Additionally, I still want to know how anyone who thinks in terms of electron current gets around the mind-bending idea of the electrons travelling at massively different speeds and densities in different parts of a circuit, and that for AC they do not flow at all, they simply vibrate. How can that possibly make it easier to visualise circuit operation :icon_question:

Quoteif Ben had picked that from the get go there probably wouldn't be the need to have two different conventions with explainations of why
We already had the 'why'! Positive charge moves from positive to negative- simple! The confusion only arose when someone discovered some annoying negatively charged particles (or is it waves  ;)).
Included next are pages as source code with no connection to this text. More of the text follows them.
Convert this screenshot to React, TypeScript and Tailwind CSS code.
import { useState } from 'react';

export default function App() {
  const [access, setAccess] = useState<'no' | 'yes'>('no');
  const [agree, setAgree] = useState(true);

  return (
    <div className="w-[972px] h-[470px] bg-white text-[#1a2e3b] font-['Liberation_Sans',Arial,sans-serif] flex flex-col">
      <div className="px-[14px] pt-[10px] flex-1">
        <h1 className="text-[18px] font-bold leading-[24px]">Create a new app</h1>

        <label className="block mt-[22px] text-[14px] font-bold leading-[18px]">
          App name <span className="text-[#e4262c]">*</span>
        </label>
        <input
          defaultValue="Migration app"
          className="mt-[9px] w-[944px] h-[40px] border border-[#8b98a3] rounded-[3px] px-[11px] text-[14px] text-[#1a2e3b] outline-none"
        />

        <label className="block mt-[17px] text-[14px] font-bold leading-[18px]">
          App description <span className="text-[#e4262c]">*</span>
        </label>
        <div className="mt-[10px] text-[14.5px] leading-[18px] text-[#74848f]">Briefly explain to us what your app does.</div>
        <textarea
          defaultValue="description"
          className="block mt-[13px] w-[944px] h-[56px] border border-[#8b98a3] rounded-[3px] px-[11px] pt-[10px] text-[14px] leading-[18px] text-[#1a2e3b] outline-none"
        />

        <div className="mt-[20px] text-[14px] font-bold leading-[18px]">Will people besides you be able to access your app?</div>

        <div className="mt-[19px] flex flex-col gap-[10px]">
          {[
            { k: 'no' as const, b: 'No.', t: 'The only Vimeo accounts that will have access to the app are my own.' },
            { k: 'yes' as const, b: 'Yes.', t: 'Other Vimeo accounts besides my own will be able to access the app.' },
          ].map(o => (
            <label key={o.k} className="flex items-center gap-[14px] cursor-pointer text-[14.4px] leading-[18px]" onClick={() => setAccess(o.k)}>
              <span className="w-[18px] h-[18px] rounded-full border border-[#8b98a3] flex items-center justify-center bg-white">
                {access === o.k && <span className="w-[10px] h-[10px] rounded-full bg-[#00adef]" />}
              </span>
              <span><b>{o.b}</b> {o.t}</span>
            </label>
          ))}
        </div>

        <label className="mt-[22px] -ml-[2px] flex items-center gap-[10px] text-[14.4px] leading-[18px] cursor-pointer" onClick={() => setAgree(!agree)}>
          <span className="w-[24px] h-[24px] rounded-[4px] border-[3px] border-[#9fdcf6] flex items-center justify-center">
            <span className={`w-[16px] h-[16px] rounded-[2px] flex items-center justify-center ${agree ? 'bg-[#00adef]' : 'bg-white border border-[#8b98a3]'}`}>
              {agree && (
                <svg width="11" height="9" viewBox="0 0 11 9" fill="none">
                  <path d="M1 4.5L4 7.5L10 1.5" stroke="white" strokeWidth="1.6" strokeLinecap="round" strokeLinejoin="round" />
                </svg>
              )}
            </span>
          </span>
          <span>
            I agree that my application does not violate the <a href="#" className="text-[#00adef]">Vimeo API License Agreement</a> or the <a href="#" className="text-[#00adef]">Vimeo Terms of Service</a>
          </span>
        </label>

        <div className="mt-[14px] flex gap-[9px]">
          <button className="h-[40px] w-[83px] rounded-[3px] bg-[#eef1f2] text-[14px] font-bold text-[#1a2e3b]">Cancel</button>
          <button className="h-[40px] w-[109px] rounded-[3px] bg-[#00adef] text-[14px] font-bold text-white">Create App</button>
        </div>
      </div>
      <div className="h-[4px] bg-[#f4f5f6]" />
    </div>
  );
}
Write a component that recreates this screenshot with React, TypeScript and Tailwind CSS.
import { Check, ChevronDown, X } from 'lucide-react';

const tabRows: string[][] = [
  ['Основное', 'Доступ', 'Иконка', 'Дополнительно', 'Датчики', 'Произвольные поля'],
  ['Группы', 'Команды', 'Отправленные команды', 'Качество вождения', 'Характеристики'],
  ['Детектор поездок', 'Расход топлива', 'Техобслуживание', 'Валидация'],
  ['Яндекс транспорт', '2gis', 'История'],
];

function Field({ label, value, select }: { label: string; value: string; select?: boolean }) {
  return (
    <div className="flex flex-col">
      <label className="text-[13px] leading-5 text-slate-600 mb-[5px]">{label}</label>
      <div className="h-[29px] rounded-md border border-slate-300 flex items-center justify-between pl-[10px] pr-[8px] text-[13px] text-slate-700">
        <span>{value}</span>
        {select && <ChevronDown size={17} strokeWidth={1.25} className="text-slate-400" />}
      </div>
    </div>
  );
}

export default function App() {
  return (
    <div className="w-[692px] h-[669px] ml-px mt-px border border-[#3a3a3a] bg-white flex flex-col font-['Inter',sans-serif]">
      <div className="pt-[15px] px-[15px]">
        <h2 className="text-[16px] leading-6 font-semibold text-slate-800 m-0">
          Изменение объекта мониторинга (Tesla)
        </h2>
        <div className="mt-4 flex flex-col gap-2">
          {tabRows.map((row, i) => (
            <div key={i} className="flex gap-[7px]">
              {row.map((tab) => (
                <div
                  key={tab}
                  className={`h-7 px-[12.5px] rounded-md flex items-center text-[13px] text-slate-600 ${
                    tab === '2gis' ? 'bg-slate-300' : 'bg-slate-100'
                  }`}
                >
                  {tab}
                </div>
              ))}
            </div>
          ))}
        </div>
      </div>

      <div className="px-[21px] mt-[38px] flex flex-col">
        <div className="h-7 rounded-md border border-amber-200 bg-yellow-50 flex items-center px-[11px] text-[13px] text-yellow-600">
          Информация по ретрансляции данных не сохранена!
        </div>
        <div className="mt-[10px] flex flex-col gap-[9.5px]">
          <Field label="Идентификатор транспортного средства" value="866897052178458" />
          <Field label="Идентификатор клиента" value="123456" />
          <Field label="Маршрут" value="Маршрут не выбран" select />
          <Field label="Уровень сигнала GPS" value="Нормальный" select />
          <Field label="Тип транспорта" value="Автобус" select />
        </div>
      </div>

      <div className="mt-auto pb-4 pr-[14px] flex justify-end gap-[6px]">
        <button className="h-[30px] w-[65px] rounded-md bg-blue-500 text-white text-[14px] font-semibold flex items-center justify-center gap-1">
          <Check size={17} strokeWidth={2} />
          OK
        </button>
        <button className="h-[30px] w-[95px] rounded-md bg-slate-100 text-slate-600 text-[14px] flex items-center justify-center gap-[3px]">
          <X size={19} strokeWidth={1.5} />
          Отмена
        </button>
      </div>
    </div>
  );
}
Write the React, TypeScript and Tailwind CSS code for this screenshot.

You only prefer electrons because you think they are like little marbles, which in reality they are nothing like at all  :D

fpaul

QuoteYou only prefer electrons because you think they are like little marbles, which in reality they are nothing like at all 

Actually I prefer electrons because in a metal structure they are free to move.  It helps me to visualize them flowing in the circuit like marbles , especially since a lot of textbooks use that simple model.   I am familiar with clouds and uncertainty.  That helps me visualize bonding, not really helpful with current.  I'm simply stating my preference.  If you don't like it, don't use it.
Frank

merlinb

Quote from: fpaul on June 23, 2010, 07:00:18 PM
Actually I prefer electrons because in a metal structure they are free to move.  It helps me to visualize them flowing in the circuit like marbles
But the electrons are just a picture you have created in your imagination, an analogy for something we don't yet understand. So why not imagine some other made-up particle, or hole, or whatever, flowing in the other direction? That way your mental image would agree with all the current arrows on the schematic.